Know Your Break-Even Point
Your break-even point tells you how much you need to earn before covering all costs. Once you pass that line, what’s left contributes to your bottom line. To find it, total your fixed monthly costs, like rent, insurance, and payroll, and divide by your average profit per sale. Understanding this number helps you set realistic sales targets and pricing strategies. It also helps you measure risk before launching a new offer or expanding services. If you haven’t calculated this in a while, review it now. Market changes, supply shifts, or higher wages can impact where your break-even point sits. Knowing it improves decision-making and helps keep your planning grounded.
Set Goals Beyond Daily Operations
It’s easy to focus on short-term tasks, but long-term planning gives your work more direction. Set quarterly and annual targets for income, savings, or upgrades. Ask yourself where you want the company to be in six months. Then break that goal into smaller actions. This doesn’t have to be formal. Just make it consistent. Review your progress each month and adjust when needed. When you track these goals, you build momentum. Your team knows what to work toward, and you can stay aligned when new opportunities or changes appear. Strong planning creates purpose and helps you manage not just challenges, but the wins, too.
Build a Cash Reserve for Unplanned Costs
No one expects setbacks, but they happen. A client delays payment. A supplier raises prices. Equipment breaks down. Having a reserve gives you space to respond without panic. Try to set aside enough to cover at least two or three months of essential costs. Add to it slowly. Maybe a small percentage of each paid invoice. Keep it in a separate account so it’s not spent by accident. You don’t need to grow it all at once, but every bit helps. When a tough moment hits, you’ll be glad it’s there. A reserve is one of the best protections you can build into your planning.

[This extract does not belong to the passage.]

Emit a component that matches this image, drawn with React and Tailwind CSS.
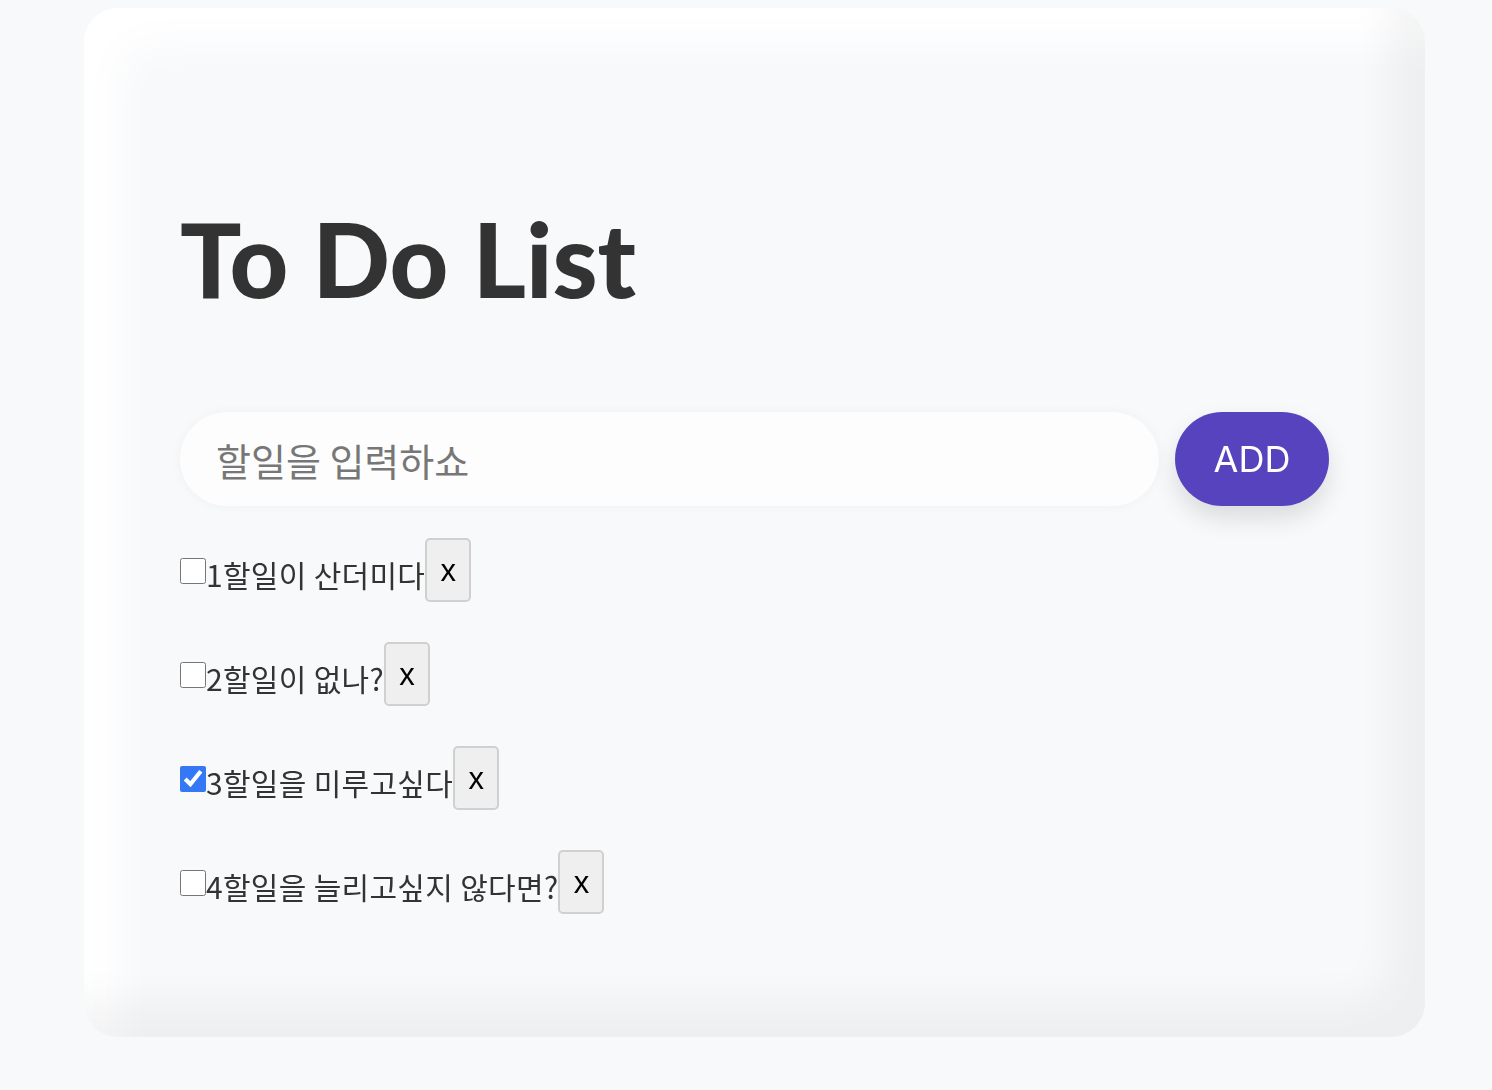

Smart money habits give you more control over your path forward. You don’t have to overhaul everything at once—just focus on small, steady improvements. Track your spending more closely. Utilize available tax breaks, such as those associated with vehicle purchases, when it makes sense. Stay organized, review your cash often, and talk with trusted experts regularly. These aren’t flashy moves, but they work. The more aware you are, the better your decisions will be. Financial success isn’t about luck. It’s about structure, planning, and staying involved in the day-to-day details. Take action now, adjust often, and you’ll be in a stronger position to grow with confidence.